Führt eine zweckfreie Bildung nicht in manche biografische Sackgasse, etwa vom Philosophiestudium ans Taxisteuer?

Ich spreche von einer Phase des Lebens, der Schulzeit. In dieser Zeit ist ein solches zweckfreies Lernen sinnvoll. Schule kommt vom griechischen ‚Schole‘, das heißt Muße. Dass heißt nicht, dass man die Kinder nicht fragen soll, schau, was du mit deinem Wissen anstellen kannst.
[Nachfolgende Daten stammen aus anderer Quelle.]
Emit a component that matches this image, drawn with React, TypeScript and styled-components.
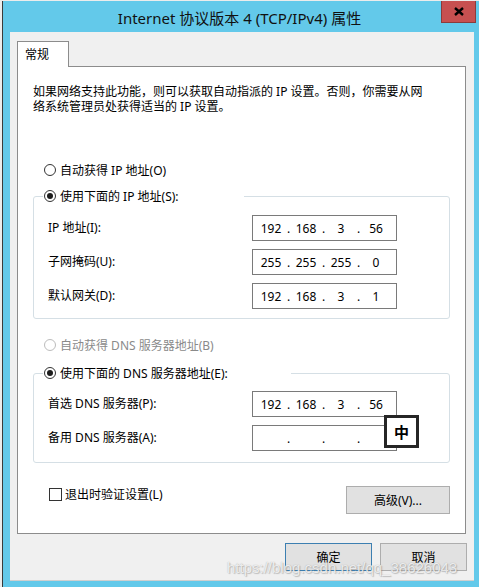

Ihre elf Aufklärer erinnern an die heutige moderne Pädagogik, die oft als Kuschelpädagogik verhöhnt wird. Die raten vom Frontalunterricht ab, sind gegen stumpfes Auswendiglernen und setzen stattdessen auf vergnügliches, exemplarisches Lernen. Warum setzten sich die Vordenker nicht durch? Warum denken viele Deutsche noch heute, dass Lernen Mühe und Leiden heißt?

Da habe ich nur so eine Ahnung. Zu Beginn des 19. Jahrhunderts kam es dazu, dass die Aufklärer von Neuhumanisten angegriffen wurden. Motto: Schule ist eine ernste Angelegenheit, da sollen Kinder nicht hüpfen und springen. Die machten Front gegen die Aufklärer und sagten, man sieht ja bei der französischen Revolution, was herauskommt, wenn Kindern Faxen im Kopf haben. Warum sich das bis heute hält, muss erforscht werden.

Sie sitzen am 14. September mit Berhard Bueb auf einem Podium und reden über ihr Buch. Ist der Autor von „Lob der Disziplin“ ihr Gegenpol?

Nein. Bueb wird oft falsch eingeschätzt. Sie müssten mal sein neustes Buch lesen, „Von der Pflicht zu führen“. Das liest sich sogar in einigen Passagen wie das Bildungsprogramm von Christa Goetsch. Aber Buebs Buch „Lob der Disziplin“ hat mich angeregt, weil er sagt, wir müssen uns in der Pädagogik an den Werten der Aufklärung orientieren. Er hat dies in seinem Buch auf den Aspekt der Disziplin hin zugespitzt. Das hat mich provoziert, selber zu schauen, was die Aufklärer zu Bildung geschrieben haben.